Acquisition of Common Shares and Unit Warrants

      It is necessary to allocate the total purchase price for the units on a reasonable basis among the common shares and unit warrants so acquired. The Company believes that a reasonable allocation of the purchase price of Cdn$3.00 per unit is Cdn$2.78 per common share and Cdn$0.22 per one-half of a unit warrant. While the Company believes that this allocation is reasonable, the CCRA is not bound by this allocation.

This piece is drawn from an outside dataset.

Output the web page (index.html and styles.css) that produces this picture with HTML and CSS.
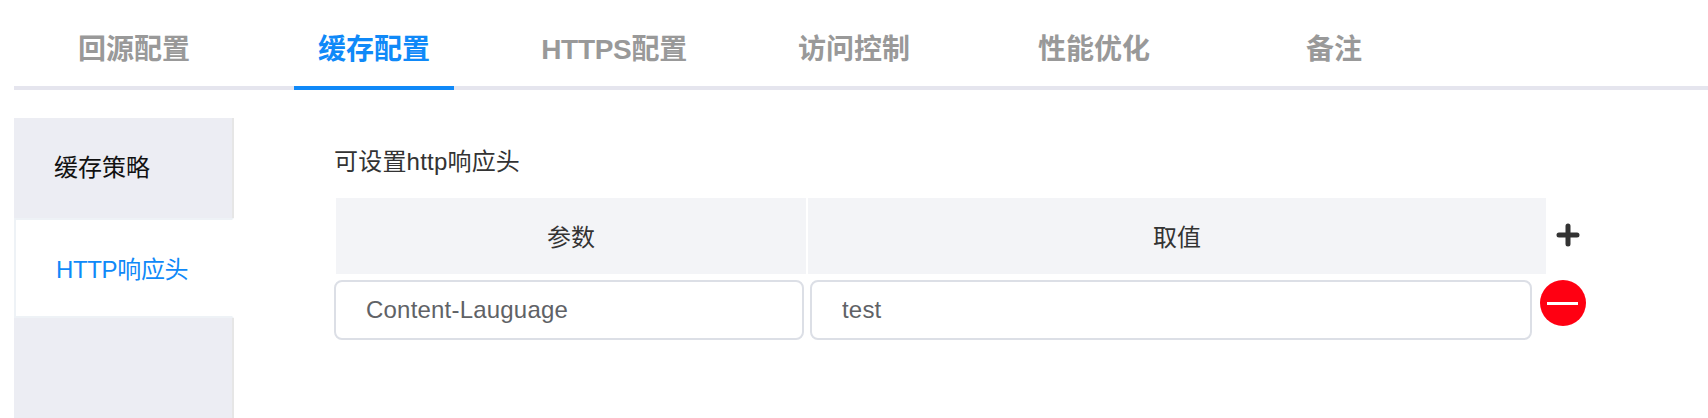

      The cost of any common shares purchased hereunder by a Holder will be averaged with the ACB to the Holder of any other common shares held by the Holder at that time, so as to produce a uniform cost for all common shares held by that Holder.

Unit Warrants

Exercise of Unit Warrants

      The exercise of unit warrants will not be a disposition for the purposes of the ITA, with the result that no gain or loss will be realized by a Holder upon the exercise of unit warrants. A Holder’s aggregate cost of common shares acquired on the exercise of unit warrants will be the aggregate of the ACB to the Holder of the unit warrants so exercised and the exercise price paid for such common shares. The cost of any common shares acquired on the exercise of unit warrants by a Holder will be averaged with the ACB to the Holder of any other common shares held by the Holder at that time, so as to produce a uniform cost for all common shares held by that Holder.

Disposition of Unit Warrants

      A Holder who disposes of unit warrants will realize proceeds of disposition equal to the fair market value of the consideration received therefor, and will realize a capital gain (or capital loss) in the amount by which such proceeds of disposition, net of any costs of disposition, exceed (or are less than) the ACB to the Holder of the unit warrants disposed of. The tax treatment of capital gains and losses is discussed in greater detail below under the subheading “Capital Gains and Losses”.

Expiry of Unit Warrants

      The expiry of unexercised unit warrants will constitute a disposition thereof for nil proceeds of disposition, resulting in the Holder realizing a capital loss equal to the ACB to the Holder of the expired unit warrants. The tax treatment of capital losses is discussed in greater detail below under the subheading “Capital Gains and Losses”.

Disposition of Common Shares

      Any gain (or loss) realized on the disposition of common shares will be a capital gain (or capital loss) to the Holder. The tax treatment of capital gains and losses is discussed in greater detail below under the subheading “Capital Gains and Losses”.

Capital Gains and Losses

      A Holder’s capital gain (or capital loss) from the disposition of any capital property is calculated as the amount by which the Holder’s proceeds of disposition exceed (or are less than) the aggregate of the ACB to the Holder of the property disposed of and any reasonable outlays or expenses incurred to make the disposition. The Holder’s taxable capital gain (or allowable capital loss) is one-half of this amount. The Holder must include any such taxable capital gain in income for the taxation year of the disposition,

19


 

and may deduct any such allowable capital loss from taxable capital gains realized in that same taxation year. Subject to detailed rules contained in the ITA, any unused allowable capital loss may generally be applied to reduce net taxable capital gains realized by the Holder in the three preceding and in all subsequent taxation years.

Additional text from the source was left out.